The endoderm is the region of an early embryo that forms the digestive organs. Analysis of the frog model, Xenopus laevis, has provided a molecular framework of endoderm development, and it depends on VegT RNA. VegT codes for a transcription factor, and its RNA is localized during oogenesis to a small region of the oocyte, the vegetal cortex. After fertilization, VegT causes transcription of signaling molecules and transcription factors, necessary for development of both mesoderm and endoderm.
Many frogs, the anuran amphibians, have evolved reproductive modes involving great increases in the amount of yolk and the size of the egg. These natural experiments can be exploited to see the impact of increased yolk on developmental patterning. Such an increase likely occurred 350 million years ago with the evolution of the amniote egg, which allowed vertebrates to divorce themselves completely from the water. Derived changes in development of frogs with large eggs may mirror changes associated with that critical but obscure evolutionary event.
The impact of increased yolk on the molecular organization of three independently derived cases of large-egged anurans will be examined. The role of VegT in endoderm development in Eleutherodactylus coqui, whose egg is 20x larger in volume than that of X. laevis, will be a primary focus. Location of both EcVegT RNA and mesoderm formation has shifted towards the animal side of the egg and away from the very yolky vegetal side. The hypothesis will be tested that much of the yolk-rich vegetal part of the egg has withdrawn from active involvement in development.
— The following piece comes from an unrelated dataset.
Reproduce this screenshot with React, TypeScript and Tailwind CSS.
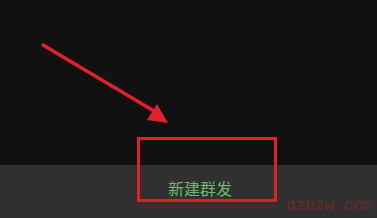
import React from "react";

export default function App() {
  return (
    <div className="relative w-[377px] h-[218px] overflow-hidden flex flex-col bg-[#111111]" style={{ fontFamily: '"Noto Sans CJK SC", "Noto Sans", sans-serif' }}>
      <div className="flex-1 bg-[#111111]" />
      <div className="h-[53px] bg-[#303030] flex items-center justify-center pl-[23px] pb-[8px]">
        <span className="text-[16px] leading-none text-[#6fb873]">新建群发</span>
      </div>
      {/* annotation arrow */}
      <svg className="absolute left-0 top-0" width="377" height="218" viewBox="0 0 377 218">
        <line x1="43" y1="45" x2="154" y2="111" stroke="#e3202b" strokeWidth="3.5" strokeLinecap="round" />
        <polygon points="147,120 157,104 168,123" fill="#e3202b" />
      </svg>
      {/* annotation box */}
      <div className="absolute left-[137px] top-[137px] w-[140px] h-[65px] border-[3px] border-[#e0202c]" />
      {/* watermark */}
      <div className="absolute left-[286px] top-[198px] text-[16px] leading-none text-[#6b2a2e]" style={{ fontFamily: '"Liberation Mono", monospace' }}>dzbzw.com</div>
    </div>
  );
}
These vegetal cells would not be under VegT control and would not form definitive gut tissues. Their role would be solely to provide nutrition, much like the uncleaved yolk of the chicken egg.
With respect to broader impacts, most of the research will be done by undergraduates and MSc students. They will receive excellent training in molecular biology. The frogs under investigation are endemic to Latin America, so obtaining the animals provides opportunities for interactions with Hispanic colleagues and students through seminars, course lectures, and collaborations at the Universidad de Puerto Rico and the Pontificia Universidad Catolica del Ecuador. Finally, the experience gained by working with E. coqui will allow development of husbandry techniques that may prove valuable, given the decline in populations of several species related to E. coqui.